Kingsbury was the first Australian soldier to be awarded the Victoria Cross for actions in the South Pacific and also the first on Australian territory. Kingsbury's section remains the most highly decorated section in the British Empire, its members having received a Victoria Cross, one Distinguished Conduct Medal and four Military Medals by war's end; the platoon also suffered the highest proportional losses in the Kokoda Campaign. Kingsbury's platoon sergeant, Sergeant Robert Thompson, later commented that when he was recommending Kingsbury for the Victoria Cross, he was asked several times would he "please write it up a bit more with a bit more action and such" and

On the same day or the next day there was another chap named Charlie McCarthy [sic, McCallum], who really did something, probably far more deserving but they were only going to award one VC, so Bruce got it. I'm not decrying it. He was worded up and Charlie unfortunately was worded down …
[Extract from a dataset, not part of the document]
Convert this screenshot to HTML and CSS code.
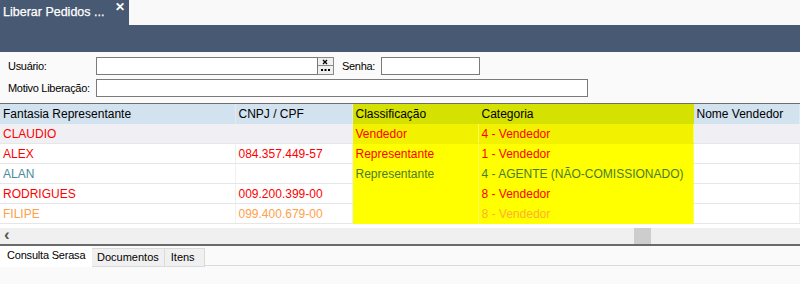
FILE: index.html
```html
<!DOCTYPE html>
<html>
<head>
    <meta charset="utf-8">
    <link rel="stylesheet" href="styles.css">
</head>
<body>

<div class="topbar">
    <div class="doc_tab">
        <span class="doc_title">Liberar Pedidos ...</span>
        <span class="doc_close">&#x2715;</span>
    </div>
</div>
<div class="toolbar"></div>

<div class="form">
    <div class="form_row">
        <label class="lbl">Usuário:</label>
        <div class="inp inp_user"></div>
        <div class="lookup">
            <div class="lookup_btn">
                <svg width="15" height="8" viewBox="0 0 15 8"><path d="M5 2l4 4M9 2l-4 4" stroke="#000" stroke-width="1.3"/></svg>
            </div>
            <div class="lookup_btn dots">
                <svg width="15" height="8" viewBox="0 0 15 8"><rect x="3" y="4" width="2" height="2"/><rect x="6.5" y="4" width="2" height="2"/><rect x="10" y="4" width="2" height="2"/></svg>
            </div>
        </div>
        <label class="lbl lbl_senha">Senha:</label>
        <div class="inp inp_senha"></div>
    </div>
    <div class="form_row">
        <label class="lbl">Motivo Liberação:</label>
        <div class="inp inp_motivo"></div>
    </div>
</div>

<div class="grid">
    <table>
        <colgroup>
            <col class="c1">
            <col class="c2">
            <col class="c3">
            <col class="c4">
            <col>
        </colgroup>
        <tr class="head">
            <th>Fantasia Representante</th>
            <th>CNPJ / CPF</th>
            <th class="hl">Classificação</th>
            <th class="hl">Categoria</th>
            <th>Nome Vendedor</th>
        </tr>
        <tr class="sel red">
            <td>CLAUDIO</td>
            <td></td>
            <td class="hl">Vendedor</td>
            <td class="hl">4 - Vendedor</td>
            <td></td>
        </tr>
        <tr class="red">
            <td>ALEX</td>
            <td>084.357.449-57</td>
            <td class="hl">Representante</td>
            <td class="hl">1 - Vendedor</td>
            <td></td>
        </tr>
        <tr class="green">
            <td class="teal">ALAN</td>
            <td></td>
            <td class="hl">Representante</td>
            <td class="hl">4 - AGENTE (NÃO-COMISSIONADO)</td>
            <td></td>
        </tr>
        <tr class="red">
            <td>RODRIGUES</td>
            <td>009.200.399-00</td>
            <td class="hl"></td>
            <td class="hl">8 - Vendedor</td>
            <td></td>
        </tr>
        <tr class="orange">
            <td>FILIPE</td>
            <td>099.400.679-00</td>
            <td class="hl"></td>
            <td class="hl">8 - Vendedor</td>
            <td></td>
        </tr>
    </table>
    <div class="gap"></div>
    <div class="hscroll">
        <span class="arrow">&#x2039;</span>
        <div class="thumb"></div>
    </div>
</div>

<div class="tabs">
    <div class="tab active">Consulta Serasa</div>
    <div class="tab">Documentos</div>
    <div class="tab tab_itens">Itens</div>
    <div class="tab_rest"></div>
</div>

</body>
</html>
```

FILE: styles.css
```css
body {
    margin: 0;
    background: #fafafa;
    font-family: "Liberation Sans", Arial, sans-serif;
    font-size: 12px;
    overflow: hidden;
}
.topbar {
    height: 25px;
    background: #f9f9f9;
    display: flex;
}
.doc_tab {
    width: 129px;
    background: #485a73;
    color: #fff;
    position: relative;
}
.doc_title {
    display: block;
    padding: 5px 0 0 3px;
    font-size: 12.5px;
    -webkit-text-stroke: 0.25px #fff;
}
.doc_close {
    position: absolute;
    left: 115px;
    top: 0;
    font-size: 12px;
    font-weight: bold;
}
.toolbar {
    height: 27px;
    background: #485a73;
}
.form {
    height: 52px;
    padding-top: 5px;
    box-sizing: border-box;
    border-bottom: 1px solid #6e6e6e;
    font-size: 11px;
    color: #000;
}
.form_row {
    display: flex;
    align-items: center;
    height: 18px;
    margin-bottom: 4px;
}
.lbl {
    width: 88px;
    padding-left: 8px;
    letter-spacing: -0.3px;
    white-space: nowrap;
}
.lbl_senha {
    width: auto;
    padding-left: 8px;
    margin-right: 6px;
}
.inp {
    height: 18px;
    box-sizing: border-box;
    background: #fff;
    border: 1px solid #7a7a7a;
}
.inp_user { width: 222px; }
.inp_senha { width: 99px; }
.inp_motivo { width: 492px; }
.lookup {
    width: 16px;
    height: 18px;
    display: flex;
    flex-direction: column;
}
.lookup_btn {
    height: 9px;
    box-sizing: border-box;
    border: 1px solid #8a8a8a;
    border-left: none;
    background: #f0f0f0;
    overflow: hidden;
}
.lookup_btn svg {
    display: block;
}
.lookup_btn.dots {
    border-top: none;
}
.lookup_btn.dots svg {
    margin-top: -1px;
}
.grid {
    background: #fff;
}
table {
    border-collapse: collapse;
    table-layout: fixed;
    width: 800px;
}
col.c1 { width: 235px; }
col.c2 { width: 117px; }
col.c3 { width: 126px; }
col.c4 { width: 215px; }
th, td {
    height: 19px;
    padding: 0 0 0 3px;
    text-align: left;
    font-weight: normal;
    white-space: nowrap;
    overflow: hidden;
    border-right: 1px solid #f0f0f0;
    border-bottom: 1px solid #e6e6e6;
}
th {
    height: 20px;
    background: #d3e2ef;
    color: #000;
    border-bottom: none;
    border-right: 1px solid #e2ebf3;
}
th.hl {
    background: #d5e100;
    border-right-color: #d5e100;
}
td.hl {
    background: #ffff00;
    border-right-color: #fbfb5a;
    border-bottom-color: #ffff00;
}
tr.sel td { background: #f0f0f4; }
tr.sel td.hl { background: #f2f200; border-bottom-color: #f2f200; }
.red td { color: #ff0000; }
.green td { color: #4a7d2a; }
.green td.teal { color: #4a8a99; }
.orange td { color: #ffa04a; }
.orange td.hl { color: #ffb030; }
.gap {
    height: 4px;
    background: #fff;
}
.hscroll {
    height: 16px;
    background: #f0f0f0;
    position: relative;
}
.arrow {
    position: absolute;
    left: 4px;
    top: -3px;
    font-size: 17px;
    font-weight: bold;
    color: #555;
}
.thumb {
    position: absolute;
    left: 634px;
    top: 0;
    width: 17px;
    height: 16px;
    background: #cdcdcd;
}
.tabs {
    display: flex;
    border-top: 2px solid #6a6a6a;
    font-size: 11px;
    height: 22px;
    white-space: nowrap;
}
.tab {
    margin-top: 2px;
    padding: 2px 5px 0 5px;
    box-sizing: border-box;
    height: 19px;
    background: #f0f0f0;
    border: 1px solid #dadada;
    border-left: none;
    color: #000;
}
.tab_itens {
    width: 40px;
    padding-left: 6px;
}
.tab.active {
    margin-top: 0;
    height: 21px;
    padding: 3px 0 0 7px;
    background: #fff;
    border: none;
    width: 92px;
    letter-spacing: -0.2px;
}
.tab_rest {
    flex: 1;
    border-bottom: 1px solid #dadada;
    height: 19px;
}
```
Kingsbury's Rock, the rock next to which Kingsbury died, stands within sight of where the 2/14th Battalion's headquarters had been established, and has been incorporated as part of the Isurava Memorial. His body now rests in the Bomana Cemetery, Port Moresby, and his Victoria Cross is on display at the Australian War Memorial, Canberra. The Melbourne suburb of Kingsbury was named in his honour, as was a rest area on the Remembrance Driveway and a street in the Canberra suburb of Gowrie. Kingsbury's story was featured in the History Channel production For Valour.